Because the Egyptian government has been unwilling to accede to U.S. demands, administration officials said, $1 billion in U.S. aid for financial reform and $80 million to foster democracy have gone unspent.
In addition to putting conditions on the aid, the White House has been sending increasingly pointed signals to Mubarak that President Bush is serious about the need for democratic reform in Egypt. But officials said they did not believe that U.S. pressure alone forced Mubarak's hand.
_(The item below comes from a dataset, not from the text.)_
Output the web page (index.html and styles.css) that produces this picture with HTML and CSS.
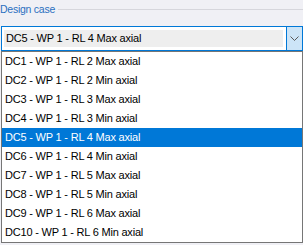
FILE: index.html
```html
<!DOCTYPE html>
<html lang="en">
<head>
  <meta charset="UTF-8">
  <meta name="viewport" content="width=device-width, initial-scale=1.0">
  <title>Design case</title>
  <link rel="stylesheet" href="styles.css">
</head>
<body>
  <!-- Group box -->
  <div class="group">
    <div class="legend">
      <span class="legend-text">Design case</span>
      <span class="legend-rule"></span>
    </div>

    <!-- Combo box (open) -->
    <div class="combo">
      <div class="combo-field">DC5 - WP 1 - RL 4 Max axial</div>
      <div class="combo-button">
        <svg xmlns="http://www.w3.org/2000/svg" viewBox="0 0 9 5" width="9" height="5">
          <path d="M0.5 0.5l4 4 4-4"></path>
        </svg>
      </div>
    </div>

    <ul class="dropdown">
      <li>DC1 - WP 1 - RL 2 Max axial</li>
      <li>DC2 - WP 1 - RL 2 Min axial</li>
      <li>DC3 - WP 1 - RL 3 Max axial</li>
      <li>DC4 - WP 1 - RL 3 Min axial</li>
      <li class="selected">DC5 - WP 1 - RL 4 Max axial</li>
      <li>DC6 - WP 1 - RL 4 Min axial</li>
      <li>DC7 - WP 1 - RL 5 Max axial</li>
      <li>DC8 - WP 1 - RL 5 Min axial</li>
      <li>DC9 - WP 1 - RL 6 Max axial</li>
      <li>DC10 - WP 1 - RL 6 Min axial</li>
    </ul>
  </div>
</body>
</html>
```

FILE: styles.css
```css
body {
  margin: 0;
  padding: 0;
  background: #f0f0f5;
  font-family: "Liberation Sans", Arial, sans-serif;
  font-size: 11px;
  letter-spacing: -0.2px;
  color: #000;
  overflow: hidden;
}
.group {
  padding-left: 1px;
}
.legend {
  display: flex;
  align-items: center;
  height: 26px;
  margin-left: -1px;
  padding-bottom: 8px;
  box-sizing: border-box;
}
.legend-text {
  color: #2a6fc0;
  font-size: 10.5px;
  letter-spacing: -0.25px;
  padding-right: 3px;
}
.legend-rule {
  flex: 1;
  height: 1px;
  background: #d6d6dc;
}
.combo {
  display: flex;
  width: 302px;
  height: 25px;
  box-sizing: border-box;
  border: 1px solid #0078d7;
  background: #fff;
}
.combo-field {
  flex: 1;
  margin: 3px 3px 3px 2px;
  background: #eeeeee;
  line-height: 17px;
  padding-left: 2px;
}
.combo-button {
  width: 15px;
  display: flex;
  align-items: center;
  justify-content: center;
  border-left: 1px solid #0078d7;
  background: #cce4f7;
}
.combo-button svg {
  fill: none;
  stroke: #5a5a5a;
  stroke-width: 1;
}
.dropdown {
  list-style: none;
  margin: 0;
  padding: 0;
  width: 302px;
  box-sizing: border-box;
  border: 1px solid #767676;
  background: #fff;
  box-shadow: 1px 2px 0 #a0a0a0;
}
.dropdown li {
  height: 19px;
  line-height: 19px;
  padding-left: 3px;
  white-space: nowrap;
}
.dropdown li.selected {
  background: #0078d7;
  color: #fff;
}
```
"U.S. pressure was certainly material," said an official who spoke on condition of anonymity. "But [Mubarak's] people are sitting watching TV. You've seen free elections in Palestine, free elections in Iraq, hundreds of thousands of people demonstrating on the streets in Lebanon, illegitimate elections overturned in Georgia, illegitimate elections being overturned in Ukraine
The State Department appeared to be as surprised as anyone by Mubarak's announcement Saturday that he would open up the constitutional process to allow other candidates to run for president in the fall election. Since the monarchy was overthrown in 1952, Egyptian presidential elections have involved only voting "yes" or "no" on a single candidate nominated by parliament.
"I'm not aware we had any advance warning on it," a senior State Department official said. "There may have been a late cable [from Cairo] Friday that I don't know about."
The official said Assistant Secretary of State William J. Burns spoke by telephone last week with Nabil Fahmy, Egypt's ambassador to the U.S., after Cairo canceled plans for a joint meeting of the Arab League and the Group of 8 nations to discuss reforms.
Egypt and the United States had clashed over the agenda for that meeting.
A subsequent decision by U.S. Secretary of State Condoleezza Rice to cut Egypt and Saudi Arabia from a trip this week merely added to tensions between Washington and Cairo. Rice will now travel only to London for the launch of a conference on Palestinian reform.